The criticism has begun, and if history holds true the next target will be Ryan himself. It won’t be a surprise, either. Players love to go after losing coaches. It happened with the Jets before, and with the Giants during bad times. The anonymous griping grew so intense in 1992 that Ray Handley and his assistants basically barricaded themselves in their offices to avoid their disgruntled players.

Of that group, only the beefy guard, William Roberts, stood up to be publicly counted. Respect for Handley had eroded so badly that Roberts didn’t give a second thought to sitting down with a reporter for 15 minutes to rip him up and down.

When reminded that he hadn’t proclaimed his comments off the record, Roberts looked the reporter straight in the eye and said, “I don’t care. Go ahead, print it.”

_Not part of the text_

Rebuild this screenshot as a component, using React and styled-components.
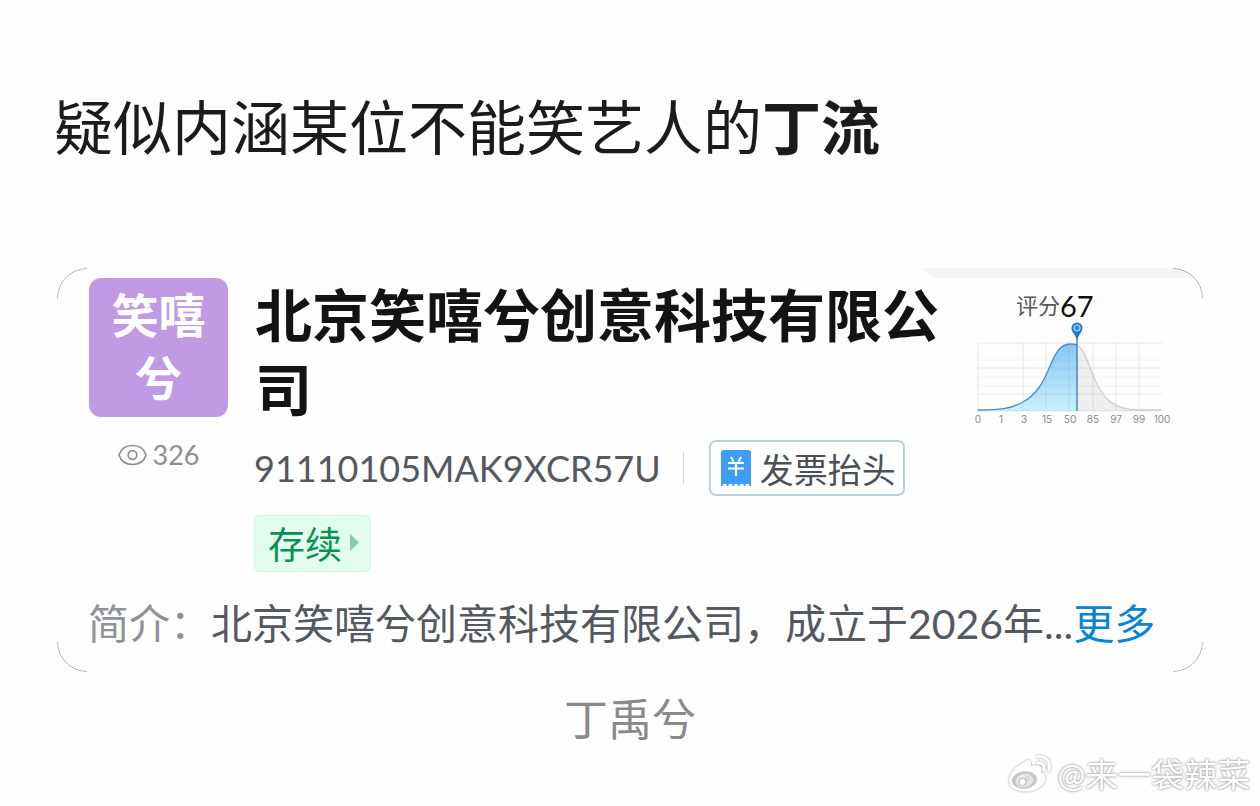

Slauson’s comments don’t quite approach that brazenness. At least he stood behind whatever words he did say.

One should now wonder how long it will be before players get fed up with Ryan for the peripatetic use of a quarterback who doesn’t throw well, but might run well if not for the coaching staff announcing his presence — and their plans — by using him in a confined, obvious, and toothless Wildcat role.

The long knives have come out. If the Jets don’t beat the Rams Sunday, the voices will only grow louder and the knives sharper.

That’s what happens with losing teams. Right now, the Jets stand deep in that list.